Para fazer avançar a ideia da garantia de emprego, é preciso tanto prosseguir com o trabalho de advocacy quanto imaginar mecanismos de financiamento inovadores. São necessários dispositivos nacionais, para os quais o governo avalie claramente os custos e benefícios da criação de empregos apoiados e de qualidade. Pode-se colocar em destaque a experiência francesa [o TZCLD] como um modelo capaz de inspirar uma garantia de emprego em escala europeia. Fundos europeus poderiam ser, assim, mobilizados. Na realidade, em países como o Reino Unido, a Bélgica ou a França, os valores já pagos pelo seguro-desemprego correspondem frequentemente ao que um salário decente representaria. Trata-se, portanto, simplesmente de redirecionar essas despesas para a criação efetiva de empregos úteis, em vez de manter as pessoas na inatividade.
Você defende que se lance um “Plano Marshall mundial”. Do que se trata?
Esse Plano Marshall mundial deve ser visto como um programa de reconstrução das comunidades nos diferentes países. Pois, apesar de uma grave crise social e ecológica nos países do Norte, não há esforços de mobilização e investimento massivo comparáveis àqueles do New Deal. No Sul Global, as necessidades mais elementares ainda não são asseguradas para muitos habitantes: acesso à água, à educação, à moradia ou às infraestruturas básicas.
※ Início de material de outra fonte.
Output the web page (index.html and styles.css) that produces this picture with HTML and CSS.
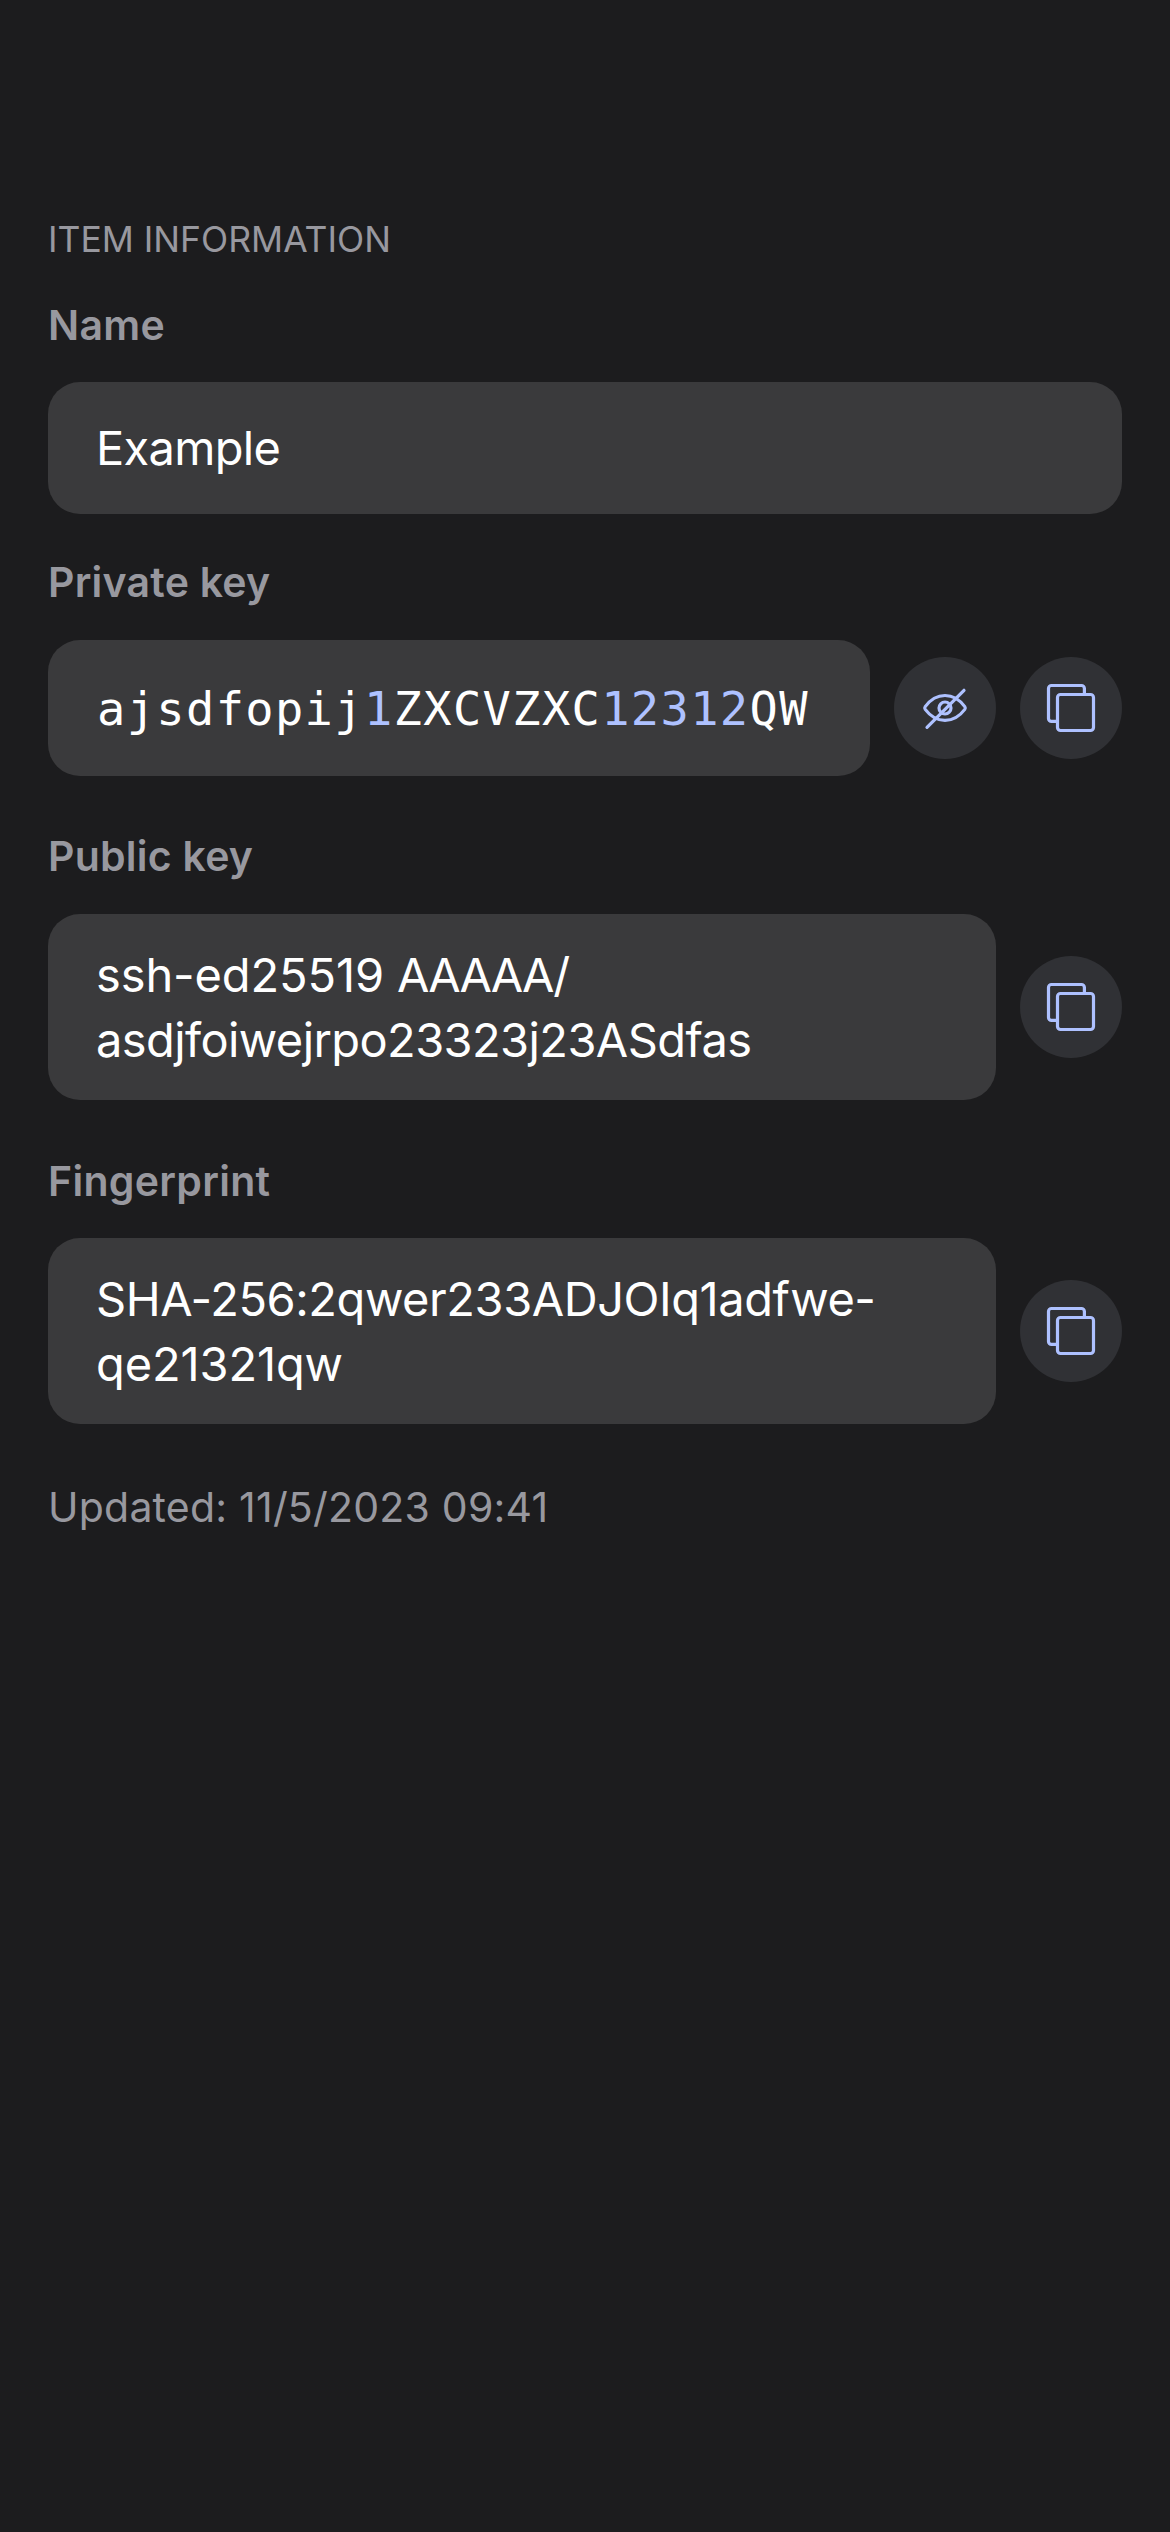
FILE: index.html
```html
<!DOCTYPE html>
<html lang="en">
<head>
<meta charset="utf-8">
<title>Item information</title>
<link rel="stylesheet" href="styles.css">
</head>
<body>
<svg class="defs" aria-hidden="true">
  <symbol id="copy" viewBox="0 0 102 102">
    <path d="M64.4 37V31.5a3 3 0 0 0-3-3H31.5a3 3 0 0 0-3 3V61.4a3 3 0 0 0 3 3H37"/>
    <rect x="37.5" y="37.5" width="36" height="36" rx="3"/>
  </symbol>
  <symbol id="eye-slash" viewBox="0 0 102 102">
    <path d="M31.2 49.6C36 43.2 43 38.5 51 38.5S66 43.2 70.8 49.6Q71.8 51 70.8 52.4C66 58.8 59 63.4 51 63.4S36 58.8 31.2 52.4Q30.2 51 31.2 49.6Z"/>
    <circle cx="51" cy="51" r="6"/>
    <path d="M33 70.3L70 33.3"/>
  </symbol>
</svg>
<main class="page">
  <h1 class="heading">ITEM INFORMATION</h1>
  <section class="field field-name">
    <h2 class="label label-name">Name</h2>
    <div class="row"><div class="box single">Example</div></div>
  </section>
  <section class="field field-private">
    <h2 class="label">Private key</h2>
    <div class="row">
      <div class="box mono">ajsdfopij<span class="digit">1</span>ZXCVZXC<span class="digit">12312</span>QW</div>
      <button class="action" aria-label="Hide"><svg class="icon"><use href="#eye-slash"/></svg></button>
      <button class="action" aria-label="Copy"><svg class="icon"><use href="#copy"/></svg></button>
    </div>
  </section>
  <section class="field field-public">
    <h2 class="label">Public key</h2>
    <div class="row">
      <div class="box double"><span class="line">ssh-ed25519 <span class="tightest">AAAAA/</span></span><span class="line tighter">asdjfoiwejrpo23323j23ASdfas</span></div>
      <button class="action" aria-label="Copy"><svg class="icon"><use href="#copy"/></svg></button>
    </div>
  </section>
  <section class="field field-fingerprint">
    <h2 class="label label-fingerprint">Fingerprint</h2>
    <div class="row">
      <div class="box double"><span class="line tight">SHA-256:2qwer233ADJOIq1adfwe-</span><span class="line">qe21321qw</span></div>
      <button class="action" aria-label="Copy"><svg class="icon"><use href="#copy"/></svg></button>
    </div>
  </section>
  <p class="updated">Updated: 11/5/2023 09:41</p>
</main>
</body>
</html>
```
FILE: styles.css
```css
* { box-sizing: border-box; }
body {
  margin: 0;
  background: #1c1c1e;
  color: #fff;
  font-family: Inter, "Liberation Sans", sans-serif;
}
.defs { display: block; width: 0; height: 0; }
.page {
  min-height: 2532px;
  padding: 216px 48px 0;
}
.heading, .label, .updated { margin: 0; color: #98989f; }
.heading {
  font-size: 35.5px;
  line-height: 48px;
  font-weight: 400;
}
.label {
  margin-bottom: 28px;
  font-size: 41px;
  line-height: 60px;
  font-weight: 600;
  letter-spacing: 0.24px;
}
.label-name { margin-bottom: 27px; letter-spacing: 0.34px; }
.label-fingerprint { margin-bottom: 27px; letter-spacing: 0.3px; }
.field-name { margin-top: 31px; }
.field-private { margin-top: 38px; }
.field-public { margin-top: 50px; }
.field-fingerprint { margin-top: 51px; }
.row {
  display: flex;
  align-items: center;
  gap: 24px;
}
.box {
  flex: 1;
  min-width: 0;
  padding: 28px 48px;
  border-radius: 32px;
  background: #3a3a3c;
  font-size: 47px;
  line-height: 65px;
  white-space: nowrap;
}
.single { height: 132px; padding-block: 33px; letter-spacing: -0.7px; }
.mono {
  height: 136px;
  padding: 36px 40px 35px 49px;
  font-family: "DejaVu Sans Mono", "Liberation Mono", monospace;
  letter-spacing: 1.36px;
}
.digit { color: #aec1ff; }
.line { display: block; letter-spacing: -0.12px; }
.tight { letter-spacing: -0.44px; }
.tighter { letter-spacing: -0.59px; }
.tightest { letter-spacing: -1.9px; }
.action {
  flex: none;
  width: 102px;
  height: 102px;
  padding: 0;
  border: 0;
  border-radius: 50%;
  background: #303135;
}
.icon {
  display: block;
  width: 102px;
  height: 102px;
  fill: none;
  stroke: #aec1ff;
  stroke-width: 3.2;
  stroke-linecap: round;
  stroke-linejoin: round;
}
.updated {
  margin-top: 53px;
  font-size: 41px;
  line-height: 60px;
  letter-spacing: 0.22px;
}
```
Um verdadeiro plano de reconstrução é, portanto, necessário e não deve ser confiado apenas a grandes empresas por meio de contratos gigantescos, mas envolver as próprias populações. É aí que intervém a garantia de emprego: ela representa a peça que falta nos grandes planos de investimento público. Construir habitações públicas sem oferecer trabalho é cumprir apenas metade da tarefa. Da mesma forma, permitir que uma criança vá à escola sem que seus pais tenham um emprego estável é deixar a família sem segurança econômica verdadeira. Os esforços de reconstrução devem andar de mãos dadas com programas de emprego direto, integrando a garantia de um trabalho para todos.